[Rows from a dataset of pages and code]
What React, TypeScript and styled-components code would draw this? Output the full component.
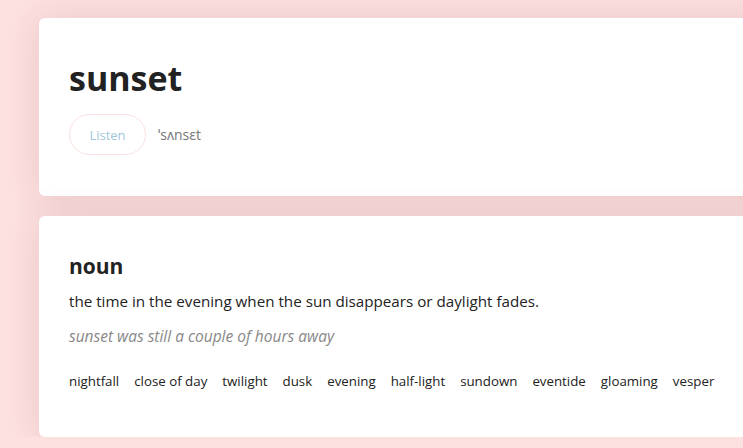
import styled, { createGlobalStyle } from "styled-components";

const GlobalStyle = createGlobalStyle`
    html, body {
        margin: 0;
        padding: 0;
        background: #fde0e0;
        overflow: hidden;
    }
    body {
        font-family: "Open Sans", "Noto Sans", sans-serif;
        color: #222;
    }
`;

const Page = styled.main`
    display: flex;
    flex-direction: column;
    gap: 20px;
    padding: 18px 0 0 39px;
    width: 860px;
`;

const Card = styled.section<{ $padding: string }>`
    background: #fff;
    border-radius: 6px;
    box-shadow: 0 2px 36px rgba(110, 50, 50, 0.14);
    padding: ${(p) => p.$padding};
`;

const Word = styled.h1`
    margin: 0;
    font-size: 34px;
    font-weight: 700;
    line-height: 48px;
    color: #222;
`;

const Pronunciation = styled.div`
    display: flex;
    align-items: center;
    gap: 12px;
    margin-top: 12px;
`;

const ListenButton = styled.button`
    width: 77px;
    height: 41px;
    border: 1px solid #fde0e0;
    border-radius: 21px;
    background: #fff;
    color: #9fc7dc;
    font-family: inherit;
    font-size: 13px;
    cursor: pointer;
`;

const Phonetic = styled.span`
    font-size: 14px;
    color: #777;
`;

const PartOfSpeech = styled.h2`
    margin: 0;
    font-size: 21px;
    font-weight: 700;
    line-height: 28px;
    color: #222;
`;

const Definition = styled.p`
    margin: 10px 0 0;
    font-size: 15.2px;
    line-height: 22px;
    color: #222;
`;

const Example = styled.p`
    margin: 13px 0 0;
    font-size: 15.5px;
    line-height: 22px;
    font-style: italic;
    color: #888;
`;

const Synonyms = styled.ul`
    display: flex;
    gap: 15px;
    list-style: none;
    margin: 25px 0 0;
    padding: 0;
`;

const Synonym = styled.li`
    font-size: 13.3px;
    line-height: 18px;
    color: #222;
`;

const synonyms = [
    "nightfall",
    "close of day",
    "twilight",
    "dusk",
    "evening",
    "half-light",
    "sundown",
    "eventide",
    "gloaming",
    "vesper",
];

function App() {
    return (
        <>
            <GlobalStyle />
            <Page>
                <Card $padding="36px 30px 41px">
                    <Word>sunset</Word>
                    <Pronunciation>
                        <ListenButton>Listen</ListenButton>
                        <Phonetic>ˈsʌnsɛt</Phonetic>
                    </Pronunciation>
                </Card>
                <Card $padding="36px 30px 47px">
                    <PartOfSpeech>noun</PartOfSpeech>
                    <Definition>the time in the evening when the sun disappears or daylight fades.</Definition>
                    <Example>sunset was still a couple of hours away</Example>
                    <Synonyms>
                        {synonyms.map((s) => (
                            <Synonym key={s}>{s}</Synonym>
                        ))}
                    </Synonyms>
                </Card>
            </Page>
        </>
    );
}

export default App;
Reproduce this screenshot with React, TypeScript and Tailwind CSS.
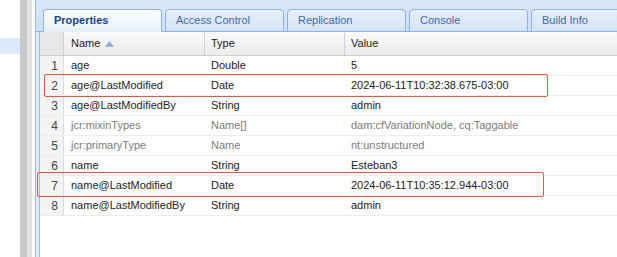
import React from 'react';

type Row = { n: number; name: string; type: string; value: string; sys?: boolean };

const rows: Row[] = [
  { n: 1, name: 'age', type: 'Double', value: '5' },
  { n: 2, name: 'age@LastModified', type: 'Date', value: '2024-06-11T10:32:38.675-03:00' },
  { n: 3, name: 'age@LastModifiedBy', type: 'String', value: 'admin' },
  { n: 4, name: 'jcr:mixinTypes', type: 'Name[]', value: 'dam:cfVariationNode, cq:Taggable', sys: true },
  { n: 5, name: 'jcr:primaryType', type: 'Name', value: 'nt:unstructured', sys: true },
  { n: 6, name: 'name', type: 'String', value: 'Esteban3' },
  { n: 7, name: 'name@LastModified', type: 'Date', value: '2024-06-11T10:35:12.944-03:00' },
  { n: 8, name: 'name@LastModifiedBy', type: 'String', value: 'admin' },
];

const tabs = ['Properties', 'Access Control', 'Replication', 'Console', 'Build Info'];

export default function App() {
  return (
    <div className="relative flex w-[617px] h-[257px] overflow-hidden bg-white font-['Liberation_Sans',Arial,sans-serif] text-[11px]">
      {/* left tree remnant */}
      <div className="w-[20px] shrink-0 bg-white pt-[38px]">
        <div className="h-[16px] bg-[#dce9f8]" />
      </div>
      {/* splitter */}
      <div className="w-[7px] shrink-0 bg-[#c9c9c9]" />
      <div className="w-[5px] shrink-0 bg-[#e2e2e2]" />
      <div className="w-[3px] shrink-0 bg-white" />

      {/* main panel */}
      <div className="flex-1 flex flex-col border-l border-[#99bbe8] min-w-0">
        {/* tab strip */}
        <div className="h-[32px] shrink-0 flex items-end gap-[3px] pl-[7px] bg-gradient-to-b from-[#dce8f7] to-[#cddff3] border-b border-[#8db2e3]">
          {tabs.map((t, i) => (
            <div
              key={t}
              className={`w-[119px] shrink-0 h-[23px] -mb-px rounded-t-[4px] border border-[#8db2e3] pl-[10px] flex items-center ${
                i === 0
                  ? 'bg-gradient-to-b from-[#ffffff] to-[#e6f0fb] border-b-[#e6f0fb] font-bold text-[#15428b]'
                  : 'bg-gradient-to-b from-[#e6effa] to-[#d4e4f6] text-[#416aa3]'
              }`}
            >
              {t}
            </div>
          ))}
        </div>

        {/* body */}
        <div className="flex-1 flex bg-[#dfe8f6] pl-[3px]">
          <div className="flex-1 bg-white border-l border-[#99bbe8] text-[#222]">
            {/* header */}
            <div className="flex h-[24px] border-b border-[#d0d0d0] bg-gradient-to-b from-[#f9f9f9] to-[#ececec]">
              <div className="w-[24px] shrink-0 bg-[#e8e8e8] border-r border-[#d0d0d0]" />
              <div className="w-[141px] shrink-0 flex items-center gap-[5px] pl-[7px] border-r border-[#d0d0d0]">
                Name
                <svg width="9" height="6" viewBox="0 0 9 6">
                  <path d="M0 6 L4.5 0 L9 6 Z" fill="#8fb0d9" />
                </svg>
              </div>
              <div className="w-[140px] shrink-0 flex items-center pl-[6px] border-r border-[#d0d0d0]">Type</div>
              <div className="flex-1 flex items-center pl-[6px]">Value</div>
            </div>
            {/* rows */}
            {rows.map((r) => (
              <div key={r.n} className={`flex h-[20px] border-b border-[#ededed] ${r.sys ? 'text-[#7a7a7a]' : 'text-[#222]'}`}>
                <div className="w-[24px] shrink-0 flex items-center justify-end pr-[5px] bg-[#f4f4f4] border-r border-[#dcdcdc] text-[12px] text-[#444]">
                  {r.n}
                </div>
                <div className="w-[141px] shrink-0 flex items-center pl-[7px] whitespace-nowrap">{r.name}</div>
                <div className="w-[140px] shrink-0 flex items-center pl-[6px]">{r.type}</div>
                <div className="flex-1 flex items-center pl-[6px] whitespace-nowrap">{r.value}</div>
              </div>
            ))}
          </div>
        </div>
      </div>

      {/* highlight boxes */}
      <div className="absolute left-[44px] top-[74px] w-[504px] h-[23px] border-[1.5px] border-[#e2583e] rounded-[2px]" />
      <div className="absolute left-[37px] top-[172px] w-[507px] h-[25px] border-[1.5px] border-[#e2583e] rounded-[2px]" />
    </div>
  );
}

▶ Goal:
Transcribe each line above verbatim, with the pictures left out.

▶ Finished exercise:
What React, TypeScript and styled-components code would draw this? Output the full component.
import styled, { createGlobalStyle } from "styled-components";

const GlobalStyle = createGlobalStyle`
    html, body {
        margin: 0;
        padding: 0;
        background: #fde0e0;
        overflow: hidden;
    }
    body {
        font-family: "Open Sans", "Noto Sans", sans-serif;
        color: #222;
    }
`;

const Page = styled.main`
    display: flex;
    flex-direction: column;
    gap: 20px;
    padding: 18px 0 0 39px;
    width: 860px;
`;

const Card = styled.section<{ $padding: string }>`
    background: #fff;
    border-radius: 6px;
    box-shadow: 0 2px 36px rgba(110, 50, 50, 0.14);
    padding: ${(p) => p.$padding};
`;

const Word = styled.h1`
    margin: 0;
    font-size: 34px;
    font-weight: 700;
    line-height: 48px;
    color: #222;
`;

const Pronunciation = styled.div`
    display: flex;
    align-items: center;
    gap: 12px;
    margin-top: 12px;
`;

const ListenButton = styled.button`
    width: 77px;
    height: 41px;
    border: 1px solid #fde0e0;
    border-radius: 21px;
    background: #fff;
    color: #9fc7dc;
    font-family: inherit;
    font-size: 13px;
    cursor: pointer;
`;

const Phonetic = styled.span`
    font-size: 14px;
    color: #777;
`;

const PartOfSpeech = styled.h2`
    margin: 0;
    font-size: 21px;
    font-weight: 700;
    line-height: 28px;
    color: #222;
`;

const Definition = styled.p`
    margin: 10px 0 0;
    font-size: 15.2px;
    line-height: 22px;
    color: #222;
`;

const Example = styled.p`
    margin: 13px 0 0;
    font-size: 15.5px;
    line-height: 22px;
    font-style: italic;
    color: #888;
`;

const Synonyms = styled.ul`
    display: flex;
    gap: 15px;
    list-style: none;
    margin: 25px 0 0;
    padding: 0;
`;

const Synonym = styled.li`
    font-size: 13.3px;
    line-height: 18px;
    color: #222;
`;

const synonyms = [
    "nightfall",
    "close of day",
    "twilight",
    "dusk",
    "evening",
    "half-light",
    "sundown",
    "eventide",
    "gloaming",
    "vesper",
];

function App() {
    return (
        <>
            <GlobalStyle />
            <Page>
                <Card $padding="36px 30px 41px">
                    <Word>sunset</Word>
                    <Pronunciation>
                        <ListenButton>Listen</ListenButton>
                        <Phonetic>ˈsʌnsɛt</Phonetic>
                    </Pronunciation>
                </Card>
                <Card $padding="36px 30px 47px">
                    <PartOfSpeech>noun</PartOfSpeech>
                    <Definition>the time in the evening when the sun disappears or daylight fades.</Definition>
                    <Example>sunset was still a couple of hours away</Example>
                    <Synonyms>
                        {synonyms.map((s) => (
                            <Synonym key={s}>{s}</Synonym>
                        ))}
                    </Synonyms>
                </Card>
            </Page>
        </>
    );
}

export default App;
Reproduce this screenshot with React, TypeScript and Tailwind CSS.
import React from 'react';

type Row = { n: number; name: string; type: string; value: string; sys?: boolean };

const rows: Row[] = [
  { n: 1, name: 'age', type: 'Double', value: '5' },
  { n: 2, name: 'age@LastModified', type: 'Date', value: '2024-06-11T10:32:38.675-03:00' },
  { n: 3, name: 'age@LastModifiedBy', type: 'String', value: 'admin' },
  { n: 4, name: 'jcr:mixinTypes', type: 'Name[]', value: 'dam:cfVariationNode, cq:Taggable', sys: true },
  { n: 5, name: 'jcr:primaryType', type: 'Name', value: 'nt:unstructured', sys: true },
  { n: 6, name: 'name', type: 'String', value: 'Esteban3' },
  { n: 7, name: 'name@LastModified', type: 'Date', value: '2024-06-11T10:35:12.944-03:00' },
  { n: 8, name: 'name@LastModifiedBy', type: 'String', value: 'admin' },
];

const tabs = ['Properties', 'Access Control', 'Replication', 'Console', 'Build Info'];

export default function App() {
  return (
    <div className="relative flex w-[617px] h-[257px] overflow-hidden bg-white font-['Liberation_Sans',Arial,sans-serif] text-[11px]">
      {/* left tree remnant */}
      <div className="w-[20px] shrink-0 bg-white pt-[38px]">
        <div className="h-[16px] bg-[#dce9f8]" />
      </div>
      {/* splitter */}
      <div className="w-[7px] shrink-0 bg-[#c9c9c9]" />
      <div className="w-[5px] shrink-0 bg-[#e2e2e2]" />
      <div className="w-[3px] shrink-0 bg-white" />

      {/* main panel */}
      <div className="flex-1 flex flex-col border-l border-[#99bbe8] min-w-0">
        {/* tab strip */}
        <div className="h-[32px] shrink-0 flex items-end gap-[3px] pl-[7px] bg-gradient-to-b from-[#dce8f7] to-[#cddff3] border-b border-[#8db2e3]">
          {tabs.map((t, i) => (
            <div
              key={t}
              className={`w-[119px] shrink-0 h-[23px] -mb-px rounded-t-[4px] border border-[#8db2e3] pl-[10px] flex items-center ${
                i === 0
                  ? 'bg-gradient-to-b from-[#ffffff] to-[#e6f0fb] border-b-[#e6f0fb] font-bold text-[#15428b]'
                  : 'bg-gradient-to-b from-[#e6effa] to-[#d4e4f6] text-[#416aa3]'
              }`}
            >
              {t}
            </div>
          ))}
        </div>

        {/* body */}
        <div className="flex-1 flex bg-[#dfe8f6] pl-[3px]">
          <div className="flex-1 bg-white border-l border-[#99bbe8] text-[#222]">
            {/* header */}
            <div className="flex h-[24px] border-b border-[#d0d0d0] bg-gradient-to-b from-[#f9f9f9] to-[#ececec]">
              <div className="w-[24px] shrink-0 bg-[#e8e8e8] border-r border-[#d0d0d0]" />
              <div className="w-[141px] shrink-0 flex items-center gap-[5px] pl-[7px] border-r border-[#d0d0d0]">
                Name
                <svg width="9" height="6" viewBox="0 0 9 6">
                  <path d="M0 6 L4.5 0 L9 6 Z" fill="#8fb0d9" />
                </svg>
              </div>
              <div className="w-[140px] shrink-0 flex items-center pl-[6px] border-r border-[#d0d0d0]">Type</div>
              <div className="flex-1 flex items-center pl-[6px]">Value</div>
            </div>
            {/* rows */}
            {rows.map((r) => (
              <div key={r.n} className={`flex h-[20px] border-b border-[#ededed] ${r.sys ? 'text-[#7a7a7a]' : 'text-[#222]'}`}>
                <div className="w-[24px] shrink-0 flex items-center justify-end pr-[5px] bg-[#f4f4f4] border-r border-[#dcdcdc] text-[12px] text-[#444]">
                  {r.n}
                </div>
                <div className="w-[141px] shrink-0 flex items-center pl-[7px] whitespace-nowrap">{r.name}</div>
                <div className="w-[140px] shrink-0 flex items-center pl-[6px]">{r.type}</div>
                <div className="flex-1 flex items-center pl-[6px] whitespace-nowrap">{r.value}</div>
              </div>
            ))}
          </div>
        </div>
      </div>

      {/* highlight boxes */}
      <div className="absolute left-[44px] top-[74px] w-[504px] h-[23px] border-[1.5px] border-[#e2583e] rounded-[2px]" />
      <div className="absolute left-[37px] top-[172px] w-[507px] h-[25px] border-[1.5px] border-[#e2583e] rounded-[2px]" />
    </div>
  );
}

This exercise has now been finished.